- **SOURCE DATA**:

----

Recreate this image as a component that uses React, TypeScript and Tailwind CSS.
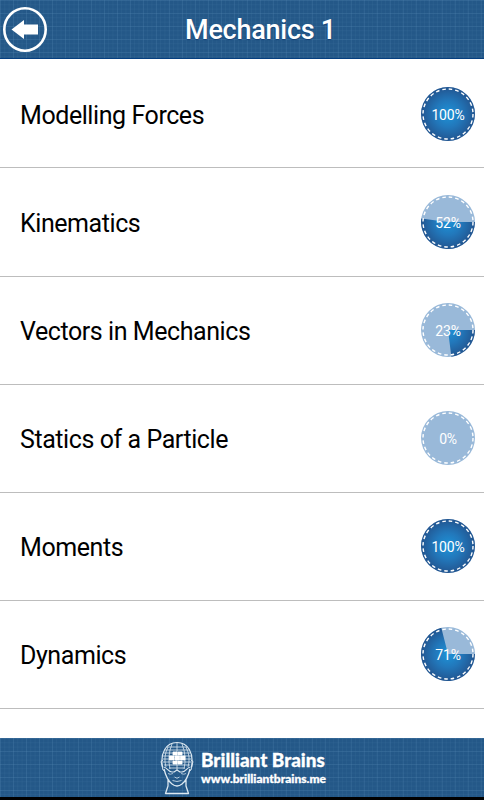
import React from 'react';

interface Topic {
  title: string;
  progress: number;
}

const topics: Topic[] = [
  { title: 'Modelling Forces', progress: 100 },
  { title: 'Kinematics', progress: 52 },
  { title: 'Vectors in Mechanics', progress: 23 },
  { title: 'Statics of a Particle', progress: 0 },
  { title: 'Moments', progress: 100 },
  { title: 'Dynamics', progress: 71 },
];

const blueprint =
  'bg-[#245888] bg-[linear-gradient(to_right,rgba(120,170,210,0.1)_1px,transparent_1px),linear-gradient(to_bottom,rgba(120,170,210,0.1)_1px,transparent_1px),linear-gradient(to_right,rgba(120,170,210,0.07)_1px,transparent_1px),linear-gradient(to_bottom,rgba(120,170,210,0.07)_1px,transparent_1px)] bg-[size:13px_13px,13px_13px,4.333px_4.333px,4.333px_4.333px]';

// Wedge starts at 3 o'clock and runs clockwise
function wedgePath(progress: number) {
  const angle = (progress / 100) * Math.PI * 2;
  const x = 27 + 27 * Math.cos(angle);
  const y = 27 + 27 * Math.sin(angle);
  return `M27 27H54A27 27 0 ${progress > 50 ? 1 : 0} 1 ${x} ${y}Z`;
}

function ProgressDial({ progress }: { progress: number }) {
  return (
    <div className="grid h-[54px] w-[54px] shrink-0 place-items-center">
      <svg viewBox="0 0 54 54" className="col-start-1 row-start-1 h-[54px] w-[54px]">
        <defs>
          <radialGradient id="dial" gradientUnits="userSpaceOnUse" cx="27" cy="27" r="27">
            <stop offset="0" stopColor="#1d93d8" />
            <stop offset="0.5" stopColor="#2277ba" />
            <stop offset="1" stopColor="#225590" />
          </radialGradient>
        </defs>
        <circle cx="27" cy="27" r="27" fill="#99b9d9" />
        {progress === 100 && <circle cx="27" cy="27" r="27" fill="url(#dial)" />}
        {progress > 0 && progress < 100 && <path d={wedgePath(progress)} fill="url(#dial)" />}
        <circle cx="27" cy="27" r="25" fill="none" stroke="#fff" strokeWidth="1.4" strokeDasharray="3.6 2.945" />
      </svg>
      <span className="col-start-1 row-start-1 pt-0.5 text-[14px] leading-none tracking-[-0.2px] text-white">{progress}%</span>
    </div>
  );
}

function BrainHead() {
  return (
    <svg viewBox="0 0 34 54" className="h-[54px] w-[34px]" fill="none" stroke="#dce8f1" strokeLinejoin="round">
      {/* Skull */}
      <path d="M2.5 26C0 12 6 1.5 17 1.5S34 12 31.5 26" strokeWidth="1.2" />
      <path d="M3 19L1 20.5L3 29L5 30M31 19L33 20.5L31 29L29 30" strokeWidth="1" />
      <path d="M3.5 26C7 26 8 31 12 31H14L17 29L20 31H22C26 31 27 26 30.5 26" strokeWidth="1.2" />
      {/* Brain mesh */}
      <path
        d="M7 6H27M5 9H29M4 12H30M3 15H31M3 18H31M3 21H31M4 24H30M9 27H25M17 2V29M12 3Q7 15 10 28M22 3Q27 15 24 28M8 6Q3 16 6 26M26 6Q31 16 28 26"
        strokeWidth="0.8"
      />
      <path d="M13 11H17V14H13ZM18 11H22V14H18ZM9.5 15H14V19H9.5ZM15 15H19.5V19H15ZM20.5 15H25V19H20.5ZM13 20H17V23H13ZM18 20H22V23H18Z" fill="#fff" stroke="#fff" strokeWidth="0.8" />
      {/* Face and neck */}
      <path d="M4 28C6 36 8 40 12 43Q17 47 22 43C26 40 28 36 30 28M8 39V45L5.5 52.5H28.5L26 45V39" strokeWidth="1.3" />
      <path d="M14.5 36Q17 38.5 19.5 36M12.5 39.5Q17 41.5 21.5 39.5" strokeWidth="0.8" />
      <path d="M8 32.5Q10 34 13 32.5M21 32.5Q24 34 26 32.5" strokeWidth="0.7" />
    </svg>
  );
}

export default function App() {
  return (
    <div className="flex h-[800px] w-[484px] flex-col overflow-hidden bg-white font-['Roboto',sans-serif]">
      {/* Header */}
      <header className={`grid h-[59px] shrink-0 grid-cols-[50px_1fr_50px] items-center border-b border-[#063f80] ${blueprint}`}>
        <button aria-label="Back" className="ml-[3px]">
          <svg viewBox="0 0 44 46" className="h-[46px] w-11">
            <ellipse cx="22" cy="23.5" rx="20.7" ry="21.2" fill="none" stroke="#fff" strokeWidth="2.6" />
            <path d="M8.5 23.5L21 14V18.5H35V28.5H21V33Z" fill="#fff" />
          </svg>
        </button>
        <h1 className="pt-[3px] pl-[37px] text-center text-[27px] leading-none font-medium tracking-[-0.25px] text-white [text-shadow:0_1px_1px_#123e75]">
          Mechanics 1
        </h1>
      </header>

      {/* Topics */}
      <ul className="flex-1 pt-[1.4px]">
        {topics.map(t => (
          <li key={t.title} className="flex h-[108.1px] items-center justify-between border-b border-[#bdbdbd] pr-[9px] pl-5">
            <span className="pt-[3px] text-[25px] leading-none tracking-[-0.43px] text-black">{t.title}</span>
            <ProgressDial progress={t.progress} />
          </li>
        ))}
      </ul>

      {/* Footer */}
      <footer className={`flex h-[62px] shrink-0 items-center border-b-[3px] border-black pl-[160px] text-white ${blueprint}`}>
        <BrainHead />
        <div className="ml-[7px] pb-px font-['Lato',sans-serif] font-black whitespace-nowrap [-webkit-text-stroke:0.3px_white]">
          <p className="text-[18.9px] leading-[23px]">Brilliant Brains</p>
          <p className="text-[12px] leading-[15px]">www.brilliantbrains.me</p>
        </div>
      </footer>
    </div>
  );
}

----

- **EXERCISE INSTRUCTIONS**: Go through the listing above and write it all out exactly, leaving out any picture.

- **THE ANSWER**:
Recreate this image as a component that uses React, TypeScript and Tailwind CSS.
import React from 'react';

interface Topic {
  title: string;
  progress: number;
}

const topics: Topic[] = [
  { title: 'Modelling Forces', progress: 100 },
  { title: 'Kinematics', progress: 52 },
  { title: 'Vectors in Mechanics', progress: 23 },
  { title: 'Statics of a Particle', progress: 0 },
  { title: 'Moments', progress: 100 },
  { title: 'Dynamics', progress: 71 },
];

const blueprint =
  'bg-[#245888] bg-[linear-gradient(to_right,rgba(120,170,210,0.1)_1px,transparent_1px),linear-gradient(to_bottom,rgba(120,170,210,0.1)_1px,transparent_1px),linear-gradient(to_right,rgba(120,170,210,0.07)_1px,transparent_1px),linear-gradient(to_bottom,rgba(120,170,210,0.07)_1px,transparent_1px)] bg-[size:13px_13px,13px_13px,4.333px_4.333px,4.333px_4.333px]';

// Wedge starts at 3 o'clock and runs clockwise
function wedgePath(progress: number) {
  const angle = (progress / 100) * Math.PI * 2;
  const x = 27 + 27 * Math.cos(angle);
  const y = 27 + 27 * Math.sin(angle);
  return `M27 27H54A27 27 0 ${progress > 50 ? 1 : 0} 1 ${x} ${y}Z`;
}

function ProgressDial({ progress }: { progress: number }) {
  return (
    <div className="grid h-[54px] w-[54px] shrink-0 place-items-center">
      <svg viewBox="0 0 54 54" className="col-start-1 row-start-1 h-[54px] w-[54px]">
        <defs>
          <radialGradient id="dial" gradientUnits="userSpaceOnUse" cx="27" cy="27" r="27">
            <stop offset="0" stopColor="#1d93d8" />
            <stop offset="0.5" stopColor="#2277ba" />
            <stop offset="1" stopColor="#225590" />
          </radialGradient>
        </defs>
        <circle cx="27" cy="27" r="27" fill="#99b9d9" />
        {progress === 100 && <circle cx="27" cy="27" r="27" fill="url(#dial)" />}
        {progress > 0 && progress < 100 && <path d={wedgePath(progress)} fill="url(#dial)" />}
        <circle cx="27" cy="27" r="25" fill="none" stroke="#fff" strokeWidth="1.4" strokeDasharray="3.6 2.945" />
      </svg>
      <span className="col-start-1 row-start-1 pt-0.5 text-[14px] leading-none tracking-[-0.2px] text-white">{progress}%</span>
    </div>
  );
}

function BrainHead() {
  return (
    <svg viewBox="0 0 34 54" className="h-[54px] w-[34px]" fill="none" stroke="#dce8f1" strokeLinejoin="round">
      {/* Skull */}
      <path d="M2.5 26C0 12 6 1.5 17 1.5S34 12 31.5 26" strokeWidth="1.2" />
      <path d="M3 19L1 20.5L3 29L5 30M31 19L33 20.5L31 29L29 30" strokeWidth="1" />
      <path d="M3.5 26C7 26 8 31 12 31H14L17 29L20 31H22C26 31 27 26 30.5 26" strokeWidth="1.2" />
      {/* Brain mesh */}
      <path
        d="M7 6H27M5 9H29M4 12H30M3 15H31M3 18H31M3 21H31M4 24H30M9 27H25M17 2V29M12 3Q7 15 10 28M22 3Q27 15 24 28M8 6Q3 16 6 26M26 6Q31 16 28 26"
        strokeWidth="0.8"
      />
      <path d="M13 11H17V14H13ZM18 11H22V14H18ZM9.5 15H14V19H9.5ZM15 15H19.5V19H15ZM20.5 15H25V19H20.5ZM13 20H17V23H13ZM18 20H22V23H18Z" fill="#fff" stroke="#fff" strokeWidth="0.8" />
      {/* Face and neck */}
      <path d="M4 28C6 36 8 40 12 43Q17 47 22 43C26 40 28 36 30 28M8 39V45L5.5 52.5H28.5L26 45V39" strokeWidth="1.3" />
      <path d="M14.5 36Q17 38.5 19.5 36M12.5 39.5Q17 41.5 21.5 39.5" strokeWidth="0.8" />
      <path d="M8 32.5Q10 34 13 32.5M21 32.5Q24 34 26 32.5" strokeWidth="0.7" />
    </svg>
  );
}

export default function App() {
  return (
    <div className="flex h-[800px] w-[484px] flex-col overflow-hidden bg-white font-['Roboto',sans-serif]">
      {/* Header */}
      <header className={`grid h-[59px] shrink-0 grid-cols-[50px_1fr_50px] items-center border-b border-[#063f80] ${blueprint}`}>
        <button aria-label="Back" className="ml-[3px]">
          <svg viewBox="0 0 44 46" className="h-[46px] w-11">
            <ellipse cx="22" cy="23.5" rx="20.7" ry="21.2" fill="none" stroke="#fff" strokeWidth="2.6" />
            <path d="M8.5 23.5L21 14V18.5H35V28.5H21V33Z" fill="#fff" />
          </svg>
        </button>
        <h1 className="pt-[3px] pl-[37px] text-center text-[27px] leading-none font-medium tracking-[-0.25px] text-white [text-shadow:0_1px_1px_#123e75]">
          Mechanics 1
        </h1>
      </header>

      {/* Topics */}
      <ul className="flex-1 pt-[1.4px]">
        {topics.map(t => (
          <li key={t.title} className="flex h-[108.1px] items-center justify-between border-b border-[#bdbdbd] pr-[9px] pl-5">
            <span className="pt-[3px] text-[25px] leading-none tracking-[-0.43px] text-black">{t.title}</span>
            <ProgressDial progress={t.progress} />
          </li>
        ))}
      </ul>

      {/* Footer */}
      <footer className={`flex h-[62px] shrink-0 items-center border-b-[3px] border-black pl-[160px] text-white ${blueprint}`}>
        <BrainHead />
        <div className="ml-[7px] pb-px font-['Lato',sans-serif] font-black whitespace-nowrap [-webkit-text-stroke:0.3px_white]">
          <p className="text-[18.9px] leading-[23px]">Brilliant Brains</p>
          <p className="text-[12px] leading-[15px]">www.brilliantbrains.me</p>
        </div>
      </footer>
    </div>
  );
}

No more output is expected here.